County Executive Michael Hein said that the $10 million retrofit project saves taxpayers at least $20 million, compared to the cost of a separate free-standing building. Work was finished six weeks early, and $500,000 under budget, Hein noted.
Previously, the space at 2 Development Court – next door to the county Department of Social Services – was used as a satellite campus for SUNY Ulster. Years ago, it was once a department store. It replaces the current Family Court building on Lucas Avenue in the City of Kingston.
“There is no question a new facility was necessary,” Hein said. Court administrators for the 3rd Judicial District have been declaring the Lucas Avenue site as substandard for years. “One of the things I heard loud and clear was that the past facility was woefully inadequate,” Hein explained.

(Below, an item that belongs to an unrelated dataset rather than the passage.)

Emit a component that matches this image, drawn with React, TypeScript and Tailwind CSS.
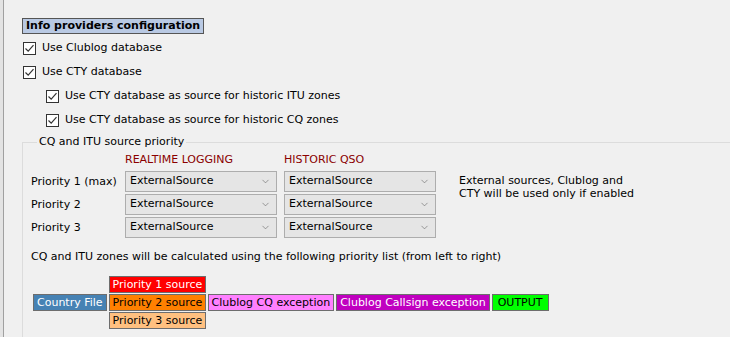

If you didn’t feel like a second class citizen when you walked into that building, you sure as hell did when you walked out,” recalled District Administrative Judge Hon. Thomas Breslin, who visited the old location five years ago. “This has to change,” Breslin told his colleagues. “From the state’s vantage point, this building is a model for what’s going to go on across the state,” Breslin observed, highlighting other reform initiatives such as the new Restorative Justice Center. “I think this could be a model across the country.”
“I think that they were being kind,” Hein said. “The truth was, it did not provide the level of dignity and respect for the people we were there to serve – the children and families of Ulster County. It also didn’t provide the capacity for our judges and their staff to do their job and do it well.”
“We thought it was an upgrade, when we got to move to a motorcycle repair shop,” said retired Justice Karen Peters, who launched her judicial career in 1983 as an Ulster County Family Court judge. She called the migration of the Family Court from the county office building, to the county jail, then to Lucas Avenue, and finally the new site, “peripatetic.” “And here we are, finally, after an extraordinary public campaign, an effort of incredible cooperation,” Peters said. “there might have been disagreements, but it wasn’t about politics.”